From Wall Street to Main Street, electric scooters are making a quiet (but sometimes dangerous) debut. This eco-friendly method of transportation enables riders to navigate traffic-clogged urban streets quickly and inexpensively. However, the emergence of so-called "e-scooters" could also have important drawbacks when they're used for business purposes.
Smartphone apps have revolutionized transportation in dozens of U.S. cities. First, Uber and Lyft disrupted the rental car and taxi industries. Now, startups — like Bird, Lime and Skip — are offering e-scooters for a daily or monthly fee to people via simple mobile apps. Rather than owning or renting a specific scooter, e-scooter drivers have access to hundreds of dockless units that can be conveniently picked up and dropped off almost anywhere in town.

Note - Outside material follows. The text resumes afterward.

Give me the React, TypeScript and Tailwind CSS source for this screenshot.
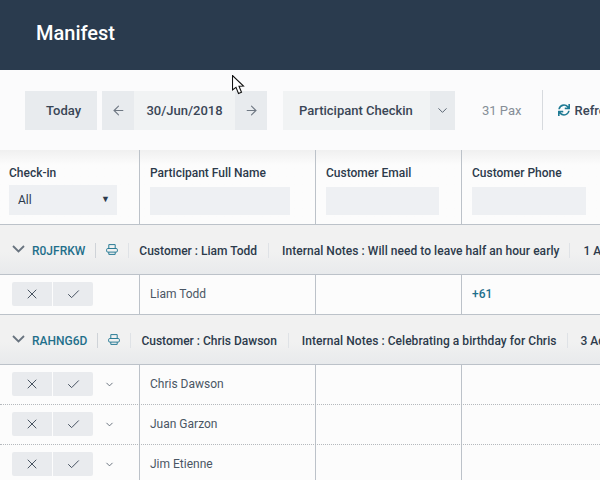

The trend has raised concerns on several fronts, especially worries about the physical hazards inherent in riding them. Rehabilitation medicine practitioners warn that riders scooting around at "break-neck speeds" are at risk of breaking their necks — or those of pedestrians they plow into.
Scooters tend to be harder than bicycles and motorcycles for automobile drivers to notice. Plus, riders are fully exposed in a collision and can't compete with the momentum of a moving car or truck. To make matters worse, few scooter riders wear helmets.
If one of your employees suffers or causes a severe injury (or death) while commuting to work, the tragedy would have no different legal implications for you than if the accident had occurred in an automobile. Yet some urban employers have started furnishing employees with scooters to use for business purposes.
Who's liable if an employee running a work-related errand — such as delivering products to customers, driving to a store to purchase supplies, or making sales calls — gets into an accident while driving a scooter?
E-scooters haven't been on the scene long enough for a body of case law to have built up around who assumes liability for damages from work-related scooters accidents. However, lawyers indicate that the same principles likely apply to e-scooter accidents as accidents involving other kinds of vehicles, such as cars, vans and light-weight trucks.
Don't expect an e-scooter rental company to assume any liability for work-related accidents. Instead, your workers' compensation policy will probably cover injuries to an employee-driver involved in a work-related e-scooter accident.
However, workers' compensation insurance generally doesn't cover injuries that an employee causes to others while driving (or, presumably, scootering) for work. However, your general business liability insurance should step in. Now might be a good time to review the fine print of your liability policy with an insurance professional.
Preventing accidents is better than waiting for disaster to strike and then relying on insurance. A paid claim can't undo the harm caused by a serious accident. A strict vehicle use policy is your front-line defense against work-related vehicle accidents, whether involving scooters or other kinds of vehicles.
Effective policies may include the following provisions, among others:
Your attorney might suggest additional policy provisions, such as general statements concerning the necessity of operating vehicles in a safe manner and at speeds consistent with legal speed limits and adverse driving conditions, such as rain, intense wind or snow.
Important note: Local laws governing e-scooters may vary. Some jurisdictions require drivers to wear helmets. Some require riders to operate scooters on the streets, and others limit them to sidewalks. Familiarize yourself with the rules in your area before you establish or update your vehicle use policy.
E-scooters offer many upsides: They're eco-friendly, cost efficient and convenient. But there are also some potential hazards that you need to address before encouraging your employees to jump onto scooters.